Take every line from the first down to the line with "1L13 13M13 1L1" and set it down exactly, without the pictures.

DATASET CONTENT
———

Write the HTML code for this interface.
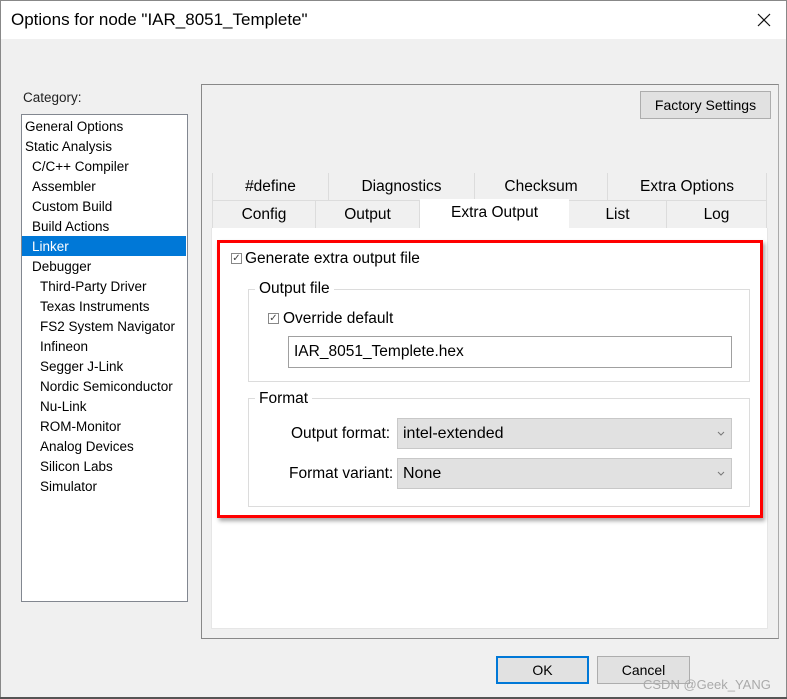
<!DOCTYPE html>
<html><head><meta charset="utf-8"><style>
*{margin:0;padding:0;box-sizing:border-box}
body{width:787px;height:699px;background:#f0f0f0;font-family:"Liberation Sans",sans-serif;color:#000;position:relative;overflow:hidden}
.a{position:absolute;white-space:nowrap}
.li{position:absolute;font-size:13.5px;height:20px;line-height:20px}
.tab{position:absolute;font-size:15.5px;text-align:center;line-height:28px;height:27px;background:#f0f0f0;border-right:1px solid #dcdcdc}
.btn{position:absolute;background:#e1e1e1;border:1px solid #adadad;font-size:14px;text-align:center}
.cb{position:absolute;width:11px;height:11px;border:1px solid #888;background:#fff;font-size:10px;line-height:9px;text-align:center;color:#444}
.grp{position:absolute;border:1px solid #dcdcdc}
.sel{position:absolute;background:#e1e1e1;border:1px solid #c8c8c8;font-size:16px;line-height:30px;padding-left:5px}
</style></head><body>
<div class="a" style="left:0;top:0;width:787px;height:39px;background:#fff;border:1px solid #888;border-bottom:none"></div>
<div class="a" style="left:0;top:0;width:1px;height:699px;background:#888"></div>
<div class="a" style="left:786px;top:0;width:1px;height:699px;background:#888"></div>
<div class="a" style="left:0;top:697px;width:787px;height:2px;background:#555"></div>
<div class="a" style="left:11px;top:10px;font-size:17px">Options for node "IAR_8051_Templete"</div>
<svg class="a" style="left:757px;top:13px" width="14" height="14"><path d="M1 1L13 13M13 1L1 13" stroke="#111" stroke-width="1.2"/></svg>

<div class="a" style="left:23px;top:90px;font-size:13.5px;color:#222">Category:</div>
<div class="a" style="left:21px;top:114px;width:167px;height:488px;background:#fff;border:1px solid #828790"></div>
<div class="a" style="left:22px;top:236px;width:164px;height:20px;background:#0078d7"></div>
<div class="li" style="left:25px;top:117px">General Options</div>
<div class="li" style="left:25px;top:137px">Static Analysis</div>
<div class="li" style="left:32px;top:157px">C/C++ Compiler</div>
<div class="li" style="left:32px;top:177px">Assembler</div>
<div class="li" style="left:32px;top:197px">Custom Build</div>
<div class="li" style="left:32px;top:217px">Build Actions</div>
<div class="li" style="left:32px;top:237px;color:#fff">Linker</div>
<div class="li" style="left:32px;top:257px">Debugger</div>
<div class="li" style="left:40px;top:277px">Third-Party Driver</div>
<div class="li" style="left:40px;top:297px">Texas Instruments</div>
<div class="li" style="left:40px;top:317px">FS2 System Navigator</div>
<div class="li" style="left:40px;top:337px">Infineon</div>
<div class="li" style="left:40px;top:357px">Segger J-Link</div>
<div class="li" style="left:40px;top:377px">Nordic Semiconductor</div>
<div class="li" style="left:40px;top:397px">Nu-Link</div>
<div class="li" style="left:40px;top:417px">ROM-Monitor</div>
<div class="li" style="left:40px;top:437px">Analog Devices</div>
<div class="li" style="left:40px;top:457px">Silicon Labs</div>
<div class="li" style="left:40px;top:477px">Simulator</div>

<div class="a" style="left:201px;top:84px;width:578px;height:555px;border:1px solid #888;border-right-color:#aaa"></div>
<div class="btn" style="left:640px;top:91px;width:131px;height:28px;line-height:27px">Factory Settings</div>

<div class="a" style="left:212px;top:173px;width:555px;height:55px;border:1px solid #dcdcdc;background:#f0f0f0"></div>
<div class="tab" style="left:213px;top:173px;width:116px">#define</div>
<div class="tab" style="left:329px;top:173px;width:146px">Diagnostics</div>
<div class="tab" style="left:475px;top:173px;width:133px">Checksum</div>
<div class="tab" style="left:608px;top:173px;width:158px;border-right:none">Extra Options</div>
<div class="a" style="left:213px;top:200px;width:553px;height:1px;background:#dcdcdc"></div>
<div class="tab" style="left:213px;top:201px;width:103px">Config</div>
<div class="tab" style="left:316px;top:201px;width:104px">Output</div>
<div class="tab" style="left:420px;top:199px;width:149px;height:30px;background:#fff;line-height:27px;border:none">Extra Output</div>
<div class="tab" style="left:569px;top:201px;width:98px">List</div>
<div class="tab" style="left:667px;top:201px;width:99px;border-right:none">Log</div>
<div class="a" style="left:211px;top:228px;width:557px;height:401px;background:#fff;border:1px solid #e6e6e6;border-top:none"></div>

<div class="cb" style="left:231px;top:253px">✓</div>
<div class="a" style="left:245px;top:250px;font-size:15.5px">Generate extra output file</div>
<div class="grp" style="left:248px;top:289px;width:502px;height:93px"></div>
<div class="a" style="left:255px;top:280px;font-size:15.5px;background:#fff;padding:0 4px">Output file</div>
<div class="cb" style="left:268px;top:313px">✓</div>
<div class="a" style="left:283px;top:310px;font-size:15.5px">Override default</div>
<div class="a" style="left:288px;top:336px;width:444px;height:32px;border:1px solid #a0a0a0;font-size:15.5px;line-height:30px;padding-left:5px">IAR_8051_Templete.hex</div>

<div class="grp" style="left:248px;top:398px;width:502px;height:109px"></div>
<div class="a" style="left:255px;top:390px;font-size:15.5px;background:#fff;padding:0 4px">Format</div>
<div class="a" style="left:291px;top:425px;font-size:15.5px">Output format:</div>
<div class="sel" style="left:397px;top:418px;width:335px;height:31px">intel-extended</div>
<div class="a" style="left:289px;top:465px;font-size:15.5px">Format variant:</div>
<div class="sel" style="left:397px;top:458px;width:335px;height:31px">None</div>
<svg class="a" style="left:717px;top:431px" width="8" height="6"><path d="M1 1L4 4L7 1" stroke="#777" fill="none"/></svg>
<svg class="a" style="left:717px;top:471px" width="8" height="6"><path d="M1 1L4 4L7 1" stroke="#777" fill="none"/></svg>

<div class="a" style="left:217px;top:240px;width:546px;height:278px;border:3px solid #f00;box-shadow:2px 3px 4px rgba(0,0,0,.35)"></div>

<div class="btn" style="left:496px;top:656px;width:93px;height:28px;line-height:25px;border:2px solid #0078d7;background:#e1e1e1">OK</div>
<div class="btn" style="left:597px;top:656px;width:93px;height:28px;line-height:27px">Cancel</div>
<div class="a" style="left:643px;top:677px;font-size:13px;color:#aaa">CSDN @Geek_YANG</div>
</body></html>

———

FULL ANSWER
Write the HTML code for this interface.
<!DOCTYPE html>
<html><head><meta charset="utf-8"><style>
*{margin:0;padding:0;box-sizing:border-box}
body{width:787px;height:699px;background:#f0f0f0;font-family:"Liberation Sans",sans-serif;color:#000;position:relative;overflow:hidden}
.a{position:absolute;white-space:nowrap}
.li{position:absolute;font-size:13.5px;height:20px;line-height:20px}
.tab{position:absolute;font-size:15.5px;text-align:center;line-height:28px;height:27px;background:#f0f0f0;border-right:1px solid #dcdcdc}
.btn{position:absolute;background:#e1e1e1;border:1px solid #adadad;font-size:14px;text-align:center}
.cb{position:absolute;width:11px;height:11px;border:1px solid #888;background:#fff;font-size:10px;line-height:9px;text-align:center;color:#444}
.grp{position:absolute;border:1px solid #dcdcdc}
.sel{position:absolute;background:#e1e1e1;border:1px solid #c8c8c8;font-size:16px;line-height:30px;padding-left:5px}
</style></head><body>
<div class="a" style="left:0;top:0;width:787px;height:39px;background:#fff;border:1px solid #888;border-bottom:none"></div>
<div class="a" style="left:0;top:0;width:1px;height:699px;background:#888"></div>
<div class="a" style="left:786px;top:0;width:1px;height:699px;background:#888"></div>
<div class="a" style="left:0;top:697px;width:787px;height:2px;background:#555"></div>
<div class="a" style="left:11px;top:10px;font-size:17px">Options for node "IAR_8051_Templete"</div>
<svg class="a" style="left:757px;top:13px" width="14" height="14"><path d="M1 1L13 13M13 1L1 13" stroke="#111" stroke-width="1.2"/></svg>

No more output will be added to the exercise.